> **Task goal**
Set all the material down again unchanged, without the pictures.
* * * * *
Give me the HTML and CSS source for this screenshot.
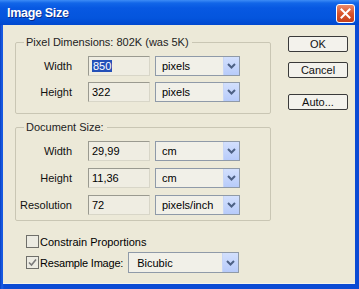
FILE: index.html
```html
<!DOCTYPE html>
<html>
<head>
<meta charset="utf-8">
<link rel="stylesheet" href="styles.css">
</head>
<body>
<div class="window">
  <div class="titlebar">
    <span class="title">Image Size</span>
    <div class="close"><svg width="11" height="11" viewBox="0 0 11 11"><path d="M1.5 1.5 L9.5 9.5 M9.5 1.5 L1.5 9.5" stroke="#fff" stroke-width="2" stroke-linecap="square"/></svg></div>
  </div>
  <div class="client">
    <div class="left">
      <fieldset class="group g1">
        <legend>Pixel Dimensions: 802K (was 5K)</legend>
        <div class="row">
          <span class="lbl">Width</span>
          <div class="field"><span class="sel">850</span></div>
          <div class="combo"><span>pixels</span><span class="arrow"><svg width="9" height="6" viewBox="0 0 9 6"><path d="M1 1 L4.5 4.5 L8 1" fill="none" stroke="#4d6185" stroke-width="2"/></svg></span></div>
        </div>
        <div class="row">
          <span class="lbl">Height</span>
          <div class="field">322</div>
          <div class="combo"><span>pixels</span><span class="arrow"><svg width="9" height="6" viewBox="0 0 9 6"><path d="M1 1 L4.5 4.5 L8 1" fill="none" stroke="#4d6185" stroke-width="2"/></svg></span></div>
        </div>
      </fieldset>
      <fieldset class="group g2">
        <legend>Document Size:</legend>
        <div class="row">
          <span class="lbl">Width</span>
          <div class="field">29,99</div>
          <div class="combo"><span>cm</span><span class="arrow"><svg width="9" height="6" viewBox="0 0 9 6"><path d="M1 1 L4.5 4.5 L8 1" fill="none" stroke="#4d6185" stroke-width="2"/></svg></span></div>
        </div>
        <div class="row">
          <span class="lbl">Height</span>
          <div class="field">11,36</div>
          <div class="combo"><span>cm</span><span class="arrow"><svg width="9" height="6" viewBox="0 0 9 6"><path d="M1 1 L4.5 4.5 L8 1" fill="none" stroke="#4d6185" stroke-width="2"/></svg></span></div>
        </div>
        <div class="row">
          <span class="lbl">Resolution</span>
          <div class="field">72</div>
          <div class="combo"><span>pixels/inch</span><span class="arrow"><svg width="9" height="6" viewBox="0 0 9 6"><path d="M1 1 L4.5 4.5 L8 1" fill="none" stroke="#4d6185" stroke-width="2"/></svg></span></div>
        </div>
      </fieldset>
      <div class="checks">
        <div class="check"><span class="box"></span><span>Constrain Proportions</span></div>
        <div class="check"><span class="box"><svg width="9" height="9" viewBox="0 0 9 9"><path d="M1 4.5 L3.5 7 L8 1.5" fill="none" stroke="#7a7a7a" stroke-width="1.6"/></svg></span><span class="rs">Resample Image:</span>
          <div class="combo wide"><span>Bicubic</span><span class="arrow"><svg width="9" height="6" viewBox="0 0 9 6"><path d="M1 1 L4.5 4.5 L8 1" fill="none" stroke="#4d6185" stroke-width="2"/></svg></span></div>
        </div>
      </div>
    </div>
    <div class="buttons">
      <div class="btn">OK</div>
      <div class="btn">Cancel</div>
      <div class="btn auto">Auto...</div>
    </div>
  </div>
</div>
</body>
</html>
```
FILE: styles.css
```css
html, body {
  margin: 0;
  padding: 0;
  background: #0a4fd6;
}
.window {
  width: 359px;
  height: 289px;
  box-sizing: border-box;
  background: linear-gradient(to right, #0a3fc0, #1a5ee6 2px, #0b4bd4 4px);
  display: flex;
  flex-direction: column;
  font-family: "Liberation Sans", Arial, sans-serif;
  font-size: 11px;
  color: #000;
}
.titlebar {
  height: 25px;
  flex: none;
  display: flex;
  align-items: center;
  justify-content: space-between;
  padding: 0 4px 0 7px;
  background: linear-gradient(to bottom, #3d8cf6 0, #1266e8 3px, #0758e2 8px, #0455dd 18px, #0048cf 25px);
}
.title {
  color: #fff;
  font-weight: bold;
  font-size: 12.5px;
  letter-spacing: -0.3px;
  text-shadow: 1px 1px 0 #0a2a8a;
}
.close {
  width: 19px;
  height: 19px;
  box-sizing: border-box;
  border: 1px solid #fff;
  border-radius: 3px;
  background: linear-gradient(to bottom, #ea8a6c, #d9542b 50%, #c4401c);
  display: flex;
  align-items: center;
  justify-content: center;
  margin-top: 1px;
}
.client {
  flex: 1;
  margin: 0 4px 5px 3px;
  background: #ece9d8;
  display: flex;
  padding: 10px 0 0 12px;
  border-bottom: 1px solid #f4f3ec;
}
.left {
  width: 256px;
  display: flex;
  flex-direction: column;
}
.group {
  margin: 0;
  padding: 0;
  border: 1px solid #c9c6b4;
  border-radius: 2px;
  min-width: 0;
}
.group legend {
  margin-left: 8px;
  padding: 0 3px 0 2px;
  line-height: 14px;
  color: #222;
}
.g1 {
  padding-top: 7px;
  padding-bottom: 11px;
  display: flex;
  flex-direction: column;
  gap: 6px;
}
.g2 {
  margin-top: 6px;
  padding-top: 7px;
  padding-bottom: 5px;
  display: flex;
  flex-direction: column;
  gap: 7px;
}
.row {
  display: flex;
  align-items: center;
  height: 20px;
}
.lbl {
  width: 56px;
  text-align: right;
  margin-right: 16px;
  color: #111;
}
.field {
  width: 62px;
  height: 20px;
  box-sizing: border-box;
  border: 1px solid #9a9a90;
  border-right-color: #d8d6c8;
  border-bottom-color: #d8d6c8;
  background: #efede2;
  padding: 0 0 0 3px;
  line-height: 18px;
  margin-right: 5px;
}
.sel {
  background: #2450b8;
  color: #fff;
  padding: 0 1px;
}
.combo {
  width: 85px;
  height: 20px;
  box-sizing: border-box;
  border: 1px solid #8f9aa8;
  background: #f1f0e8;
  display: flex;
  align-items: center;
  justify-content: space-between;
  padding-left: 6px;
}
.arrow {
  width: 15px;
  height: 18px;
  background: linear-gradient(to bottom, #d3e0fd, #b7cbfa);
  display: flex;
  align-items: center;
  justify-content: center;
  border-left: 1px solid #c8d6f6;
}
.checks {
  margin-top: 13px;
  padding-left: 11px;
  display: flex;
  flex-direction: column;
  gap: 3px;
}
.check {
  display: flex;
  align-items: center;
  height: 15px;
}
.check + .check {
  height: 21px;
}
.box {
  width: 13px;
  height: 13px;
  box-sizing: border-box;
  border: 1px solid #6f6f6a;
  background: #ecebe2;
  margin-right: 1px;
  display: flex;
  align-items: center;
  justify-content: center;
}
.rs {
  letter-spacing: -0.2px;
}
.combo.wide {
  width: 111px;
  height: 21px;
  margin-left: 5px;
  padding-left: 8px;
}
.combo.wide .arrow {
  height: 19px;
}
.buttons {
  margin-left: 17px;
  padding-top: 1px;
  display: flex;
  flex-direction: column;
  gap: 10px;
}
.btn {
  width: 60px;
  height: 16px;
  box-sizing: border-box;
  border: 1px solid #3a3a3a;
  border-radius: 2px;
  background: #f3f2ec;
  text-align: center;
  line-height: 14px;
  color: #111;
}
.btn.auto {
  margin-top: 6px;
}
```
* * * * *
> **Task result**
Give me the HTML and CSS source for this screenshot.
FILE: index.html
```html
<!DOCTYPE html>
<html>
<head>
<meta charset="utf-8">
<link rel="stylesheet" href="styles.css">
</head>
<body>
<div class="window">
  <div class="titlebar">
    <span class="title">Image Size</span>
    <div class="close"><svg width="11" height="11" viewBox="0 0 11 11"><path d="M1.5 1.5 L9.5 9.5 M9.5 1.5 L1.5 9.5" stroke="#fff" stroke-width="2" stroke-linecap="square"/></svg></div>
  </div>
  <div class="client">
    <div class="left">
      <fieldset class="group g1">
        <legend>Pixel Dimensions: 802K (was 5K)</legend>
        <div class="row">
          <span class="lbl">Width</span>
          <div class="field"><span class="sel">850</span></div>
          <div class="combo"><span>pixels</span><span class="arrow"><svg width="9" height="6" viewBox="0 0 9 6"><path d="M1 1 L4.5 4.5 L8 1" fill="none" stroke="#4d6185" stroke-width="2"/></svg></span></div>
        </div>
        <div class="row">
          <span class="lbl">Height</span>
          <div class="field">322</div>
          <div class="combo"><span>pixels</span><span class="arrow"><svg width="9" height="6" viewBox="0 0 9 6"><path d="M1 1 L4.5 4.5 L8 1" fill="none" stroke="#4d6185" stroke-width="2"/></svg></span></div>
        </div>
      </fieldset>
      <fieldset class="group g2">
        <legend>Document Size:</legend>
        <div class="row">
          <span class="lbl">Width</span>
          <div class="field">29,99</div>
          <div class="combo"><span>cm</span><span class="arrow"><svg width="9" height="6" viewBox="0 0 9 6"><path d="M1 1 L4.5 4.5 L8 1" fill="none" stroke="#4d6185" stroke-width="2"/></svg></span></div>
        </div>
        <div class="row">
          <span class="lbl">Height</span>
          <div class="field">11,36</div>
          <div class="combo"><span>cm</span><span class="arrow"><svg width="9" height="6" viewBox="0 0 9 6"><path d="M1 1 L4.5 4.5 L8 1" fill="none" stroke="#4d6185" stroke-width="2"/></svg></span></div>
        </div>
        <div class="row">
          <span class="lbl">Resolution</span>
          <div class="field">72</div>
          <div class="combo"><span>pixels/inch</span><span class="arrow"><svg width="9" height="6" viewBox="0 0 9 6"><path d="M1 1 L4.5 4.5 L8 1" fill="none" stroke="#4d6185" stroke-width="2"/></svg></span></div>
        </div>
      </fieldset>
      <div class="checks">
        <div class="check"><span class="box"></span><span>Constrain Proportions</span></div>
        <div class="check"><span class="box"><svg width="9" height="9" viewBox="0 0 9 9"><path d="M1 4.5 L3.5 7 L8 1.5" fill="none" stroke="#7a7a7a" stroke-width="1.6"/></svg></span><span class="rs">Resample Image:</span>
          <div class="combo wide"><span>Bicubic</span><span class="arrow"><svg width="9" height="6" viewBox="0 0 9 6"><path d="M1 1 L4.5 4.5 L8 1" fill="none" stroke="#4d6185" stroke-width="2"/></svg></span></div>
        </div>
      </div>
    </div>
    <div class="buttons">
      <div class="btn">OK</div>
      <div class="btn">Cancel</div>
      <div class="btn auto">Auto...</div>
    </div>
  </div>
</div>
</body>
</html>
```
FILE: styles.css
```css
html, body {
  margin: 0;
  padding: 0;
  background: #0a4fd6;
}
.window {
  width: 359px;
  height: 289px;
  box-sizing: border-box;
  background: linear-gradient(to right, #0a3fc0, #1a5ee6 2px, #0b4bd4 4px);
  display: flex;
  flex-direction: column;
  font-family: "Liberation Sans", Arial, sans-serif;
  font-size: 11px;
  color: #000;
}
.titlebar {
  height: 25px;
  flex: none;
  display: flex;
  align-items: center;
  justify-content: space-between;
  padding: 0 4px 0 7px;
  background: linear-gradient(to bottom, #3d8cf6 0, #1266e8 3px, #0758e2 8px, #0455dd 18px, #0048cf 25px);
}
.title {
  color: #fff;
  font-weight: bold;
  font-size: 12.5px;
  letter-spacing: -0.3px;
  text-shadow: 1px 1px 0 #0a2a8a;
}
.close {
  width: 19px;
  height: 19px;
  box-sizing: border-box;
  border: 1px solid #fff;
  border-radius: 3px;
  background: linear-gradient(to bottom, #ea8a6c, #d9542b 50%, #c4401c);
  display: flex;
  align-items: center;
  justify-content: center;
  margin-top: 1px;
}
.client {
  flex: 1;
  margin: 0 4px 5px 3px;
  background: #ece9d8;
  display: flex;
  padding: 10px 0 0 12px;
  border-bottom: 1px solid #f4f3ec;
}
.left {
  width: 256px;
  display: flex;
  flex-direction: column;
}
.group {
  margin: 0;
  padding: 0;
  border: 1px solid #c9c6b4;
  border-radius: 2px;
  min-width: 0;
}
.group legend {
  margin-left: 8px;
  padding: 0 3px 0 2px;
  line-height: 14px;
  color: #222;
}
.g1 {
  padding-top: 7px;
  padding-bottom: 11px;
  display: flex;
  flex-direction: column;
  gap: 6px;
}
.g2 {
  margin-top: 6px;
  padding-top: 7px;
  padding-bottom: 5px;
  display: flex;
  flex-direction: column;
  gap: 7px;
}
.row {
  display: flex;
  align-items: center;
  height: 20px;
}
.lbl {
  width: 56px;
  text-align: right;
  margin-right: 16px;
  color: #111;
}
.field {
  width: 62px;
  height: 20px;
  box-sizing: border-box;
  border: 1px solid #9a9a90;
  border-right-color: #d8d6c8;
  border-bottom-color: #d8d6c8;
  background: #efede2;
  padding: 0 0 0 3px;
  line-height: 18px;
  margin-right: 5px;
}
.sel {
  background: #2450b8;
  color: #fff;
  padding: 0 1px;
}
.combo {
  width: 85px;
  height: 20px;
  box-sizing: border-box;
  border: 1px solid #8f9aa8;
  background: #f1f0e8;
  display: flex;
  align-items: center;
  justify-content: space-between;
  padding-left: 6px;
}
.arrow {
  width: 15px;
  height: 18px;
  background: linear-gradient(to bottom, #d3e0fd, #b7cbfa);
  display: flex;
  align-items: center;
  justify-content: center;
  border-left: 1px solid #c8d6f6;
}
.checks {
  margin-top: 13px;
  padding-left: 11px;
  display: flex;
  flex-direction: column;
  gap: 3px;
}
.check {
  display: flex;
  align-items: center;
  height: 15px;
}
.check + .check {
  height: 21px;
}
.box {
  width: 13px;
  height: 13px;
  box-sizing: border-box;
  border: 1px solid #6f6f6a;
  background: #ecebe2;
  margin-right: 1px;
  display: flex;
  align-items: center;
  justify-content: center;
}
.rs {
  letter-spacing: -0.2px;
}
.combo.wide {
  width: 111px;
  height: 21px;
  margin-left: 5px;
  padding-left: 8px;
}
.combo.wide .arrow {
  height: 19px;
}
.buttons {
  margin-left: 17px;
  padding-top: 1px;
  display: flex;
  flex-direction: column;
  gap: 10px;
}
.btn {
  width: 60px;
  height: 16px;
  box-sizing: border-box;
  border: 1px solid #3a3a3a;
  border-radius: 2px;
  background: #f3f2ec;
  text-align: center;
  line-height: 14px;
  color: #111;
}
.btn.auto {
  margin-top: 6px;
}
```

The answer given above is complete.